Le rôle dévolu aux femmes ne m’étonne pas, il en est la suite naturelle. Il faut que le pouvoir épiscopal se penche sur le sujet.
SI LES CATHOLIQUES QUI VOIENT LEUR RELIGION COMME UN PROGRES EN MARCHE POUR L HUMANITE NE SE REVEILLENT PAS DE NOUVEAUX INTEGRISMES APPARAITRONT.
Il vaut mieux ne pas s’engager dans le sacerdoce quand on n’a pas une foi authentique.
Tout à fait d accord avec vous
Mais il est difficile de juger de la profondeur de la foi car c est un chemin difficile
Je pense que l’appel de Dieu au sacerdoce est certainement irrésistible comme l’appel au mariage pour la vocation de parents, ou l’appel au célibat consacré : un chemin qui apparaît comme l’évidence devant nous, et donc la Volonté de Dieu.

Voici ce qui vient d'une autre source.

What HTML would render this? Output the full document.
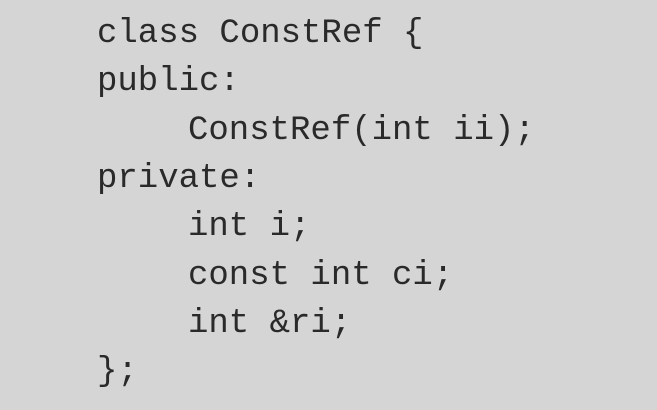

En fait il ne faut pas s’engager trop vite, c’est l’erreur de beaucoup 🙂
La religion catholique doit encore se réformer pour retrouver les fondements même de l enseignement de Jésus. Beaucoup à été fait sous le pontificat du pape François. Ainsi comme exemple l accueil au sein de l église des couples divorcés. Le mariage est un élément essentiel de la doctrine chrétienne en tant que ciment de la société. La communion leur est interdite.